The editors of Britain’s New Scientist have frequently dealt with the productivity deficit of their approved ideas by spitting at the “anti-science” US.
Which, it turns out, does not collectively care.
That’s just a measure of the great gulf fixed between people who rattle on, Oxbridge style, about whether we are living in a giant sim and people who venture into real live outer space.
In “Spin or Sin?”, Creation-Evolution Headlines unpacks (November 01, 2011) a bit of the underlying mentality, as represented by the NS‘s US bureau chief Peter Aldhous:
The bulk of his article was how to communicate the truth of science to the masses. For this, he reluctantly had to reach into the “soft sciences” for help: how to “frame” the evidence from the scientific consensus for the anti-science elements in the population (“framing” is roughly equivalent to “spinning,” but with a more dignified touch of classical rhetoric to it). To set up the argument, Aldhous began his article with the counter-intuitive idea that more information can actually harden people’s biases. He told how John Holdren thought he would convince congressional Republicans of the truth of global warming by coming to “explain very clearly what we know and how we know it”. Result: it only inflamed their skepticism.
For researchers who study how people form their opinions, and how we are influenced by the messages we receive, it was all too predictable. Holdren’s prescription was a classic example of the “deficit model” of science communication, which assumes that mistrust of unwelcome scientific findings stems from a lack of knowledge. Ergo, if you provide more facts, scepticism should melt away. This approach appeals to people trained to treat evidence as the ultimate arbiter of truth. The problem is that in many cases, it just doesn’t work.

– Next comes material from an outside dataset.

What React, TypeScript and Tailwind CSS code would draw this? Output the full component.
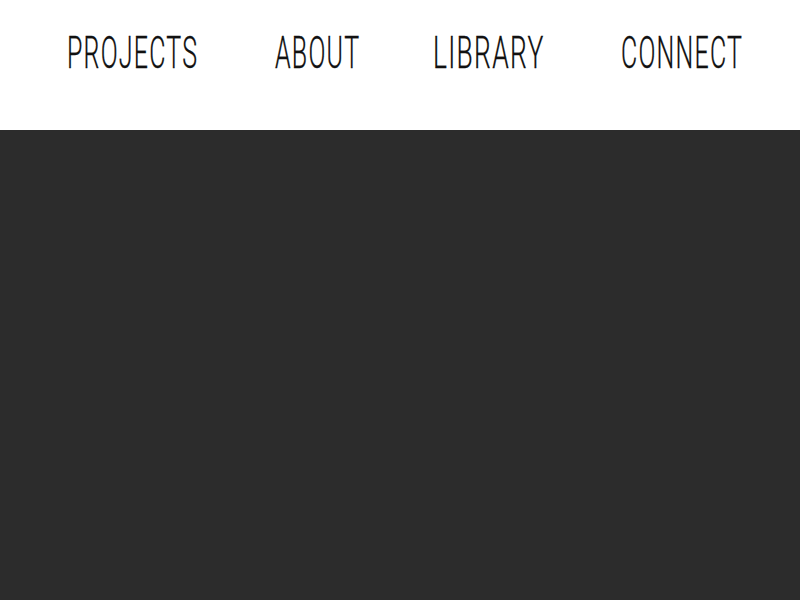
import React from 'react';

const NAV_ITEMS = [
  { label: 'PROJECTS', width: 'w-[131px]', text: 'scale-x-[0.567]' },
  { label: 'ABOUT', width: 'w-[84px]', text: 'scale-x-[0.567]' },
  { label: 'LIBRARY', width: 'w-[109px]', text: 'scale-x-[0.6] -translate-x-[2px]' },
  { label: 'CONNECT', width: 'w-[121px]', text: 'scale-x-[0.567]' },
];

export default function App() {
  return (
    <div className="min-h-screen flex flex-col bg-[#2c2c2c]">
      {/* Top navigation */}
      <header className="h-[130px] bg-white pt-[31px] pl-[67px] pr-[58px]">
        <nav className="flex justify-between">
          {NAV_ITEMS.map((item) => (
            <a key={item.label} href="#" className={`${item.width} block overflow-visible whitespace-nowrap`}>
              <span
                className={`${item.text} inline-block origin-left text-[44px] leading-[44px] tracking-[0.05em] text-[#111] font-['Roboto',sans-serif] font-light [-webkit-text-stroke:0.3px_#111]`}
              >
                {item.label}
              </span>
            </a>
          ))}
        </nav>
      </header>

      {/* Main area */}
      <main className="flex-1 bg-[#2c2c2c]" />
    </div>
  );
}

Facts and evidence don’t help? One can’t help, when reading such screeds, getting the uncomfortable feeling that what they really want is a government that just cracks dissenters’ heads and declares what the evidence is. To finally replace science (always full of uncertainties*) with “science,” which is whatever they say it is and beyond contradiction. Or, as some say, “incontrovertible.”
Consistent with his scientism, Aldhous did not consider the possibility that the scientific consensus is wrong, and failed to reaffirm skepticism as a good thing in science. Instead, he turned reluctantly to the “dark art of spin”: how to “frame” the truth of science (particularly, climate change and evolution) to the doubters, both in Congress and in segments of the public that are not yet “pro-science.” Not that he believes that the “US is in the thrall of a coherent anti-science movement” – he quotes a Yale professor who praises America’s scientific record, “You can’t find a society that’s more pro-science” …
In the end, in order to stay in contact with reality, Aldhous has to admit the truth.
Which is wise. Some day his life may depend on American medical research. Maybe his doctor will be a woman who doubts Darwin (as many doctors do).
* Not so many uncertainties that one can’t make a morally justifiable decision. But always enough to leave the door open.